I certainly do not need to fortify my answer to the case first put by my learned friend, in regard to the right of a nation to punish its citizens for taking service against its own country and commerce, by the practice or the legislation of other nations. But your honors will find, in the statutes of Great Britain—the statutes of 11 and 12 William III., and 2 George II.—precisely the same exercise of power and authority, and to the same extent, as respects the gravity of the crime and the punishment prescribed for it. And it would seem to me to be one of the plainest rights and most necessary duties of the Government, if its attention is called to any proclivity of its citizens to take service against itself, to punish them not as prisoners of war, and not under the laws affecting privateers.
Mr. Brady: I will only mention to you that, when I argue the question hereafter, and answer your suggestions, I will refer to the case of The United States v. Smith, (5 Wheaton, 153,) where Mr. Webster conceded, in the Federal Court, that this original Act defining piracy was, as respects the language I have referred to, not a constitutional exercise of the power conferred on Congress. He took the ground that the statute made a general reference to the law of nations as defining piracy, whereas, in his view, Congress should have proceeded to state what were the elements of the offence. I want to use that, in my argument, as an illustration of how strictly the Courts have held that it was never intended that even the case of taking a commission in a foreign service and making war against the United States, which might be treason, should be converted into piracy by any necromancy or alchemy of the law, such as the gentleman seems to have in view.
Mr. Evarts: Whenever a statute declares an offence to be a certain offence, that offence the Courts must hold it to be. The nomenclature of the Legislature is not to be quarreled with by the Courts which sit under its authority. They are to see that the crime is proved. What the crime is called is immaterial.

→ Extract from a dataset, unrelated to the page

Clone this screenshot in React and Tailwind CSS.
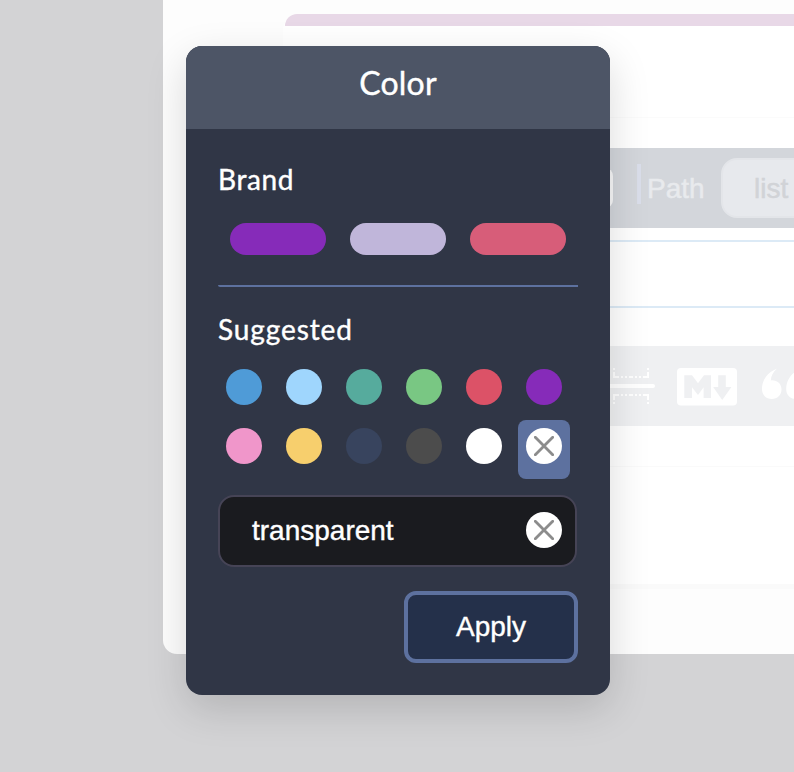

Mr. Brady: Then the Legislature might say that speaking offensive words on the high seas by our citizens is piracy.
Mr. Evarts: They can call it piracy, and punish it.
Mr. Brady: Yes, by death!
Mr. Evarts: It does not come under the law of nations as piracy, but under the general control of Congress over our citizens at sea. In other words, no nation depends, in the least, on the law of nations and its principles for the extent of its control over its own citizens on the high seas, or for the extent of the penalties by which it protects its own commerce against the acts of its own citizens on the high seas. It takes cognizance of such offences by the same plenary power by which it takes cognizance of offences on land. The difference with us would be, that the State government would have the control of these offences when committed on the land, as a general rule, and they would come within the Federal jurisprudence and the Federal legislation only by their being committed on the high seas. Now, what was said by Mr. Webster in the case of The United States v. Smith, a case arising under the Act of 1819? Mr. Webster argued that the special verdict did not contain sufficient facts to enable the Court to pronounce the prisoner guilty of the offence charged—that his guilt could not be necessarily inferred from the facts found, but that they were, on the contrary, consistent with his innocence—but that, even supposing the offence to have been well found by the special verdict, it could not be punished under the Act of 1819, because that Act was not a constitutional exercise of the power of Congress to define and punish piracy,—that Congress was bound to define it in terms, and was not at liberty to leave it to be settled by judicial interpretation. That was Mr. Webster's criticism upon the statute—that while the Constitution had said that the law must define what was piracy, Congress had left it to the Courts to define. Mr. Justice Story delivered the opinion of the Supreme Court in that case, to the effect, that the crime of piracy was constitutionally defined by the Act of Congress, and the point was so certified to the Circuit Court.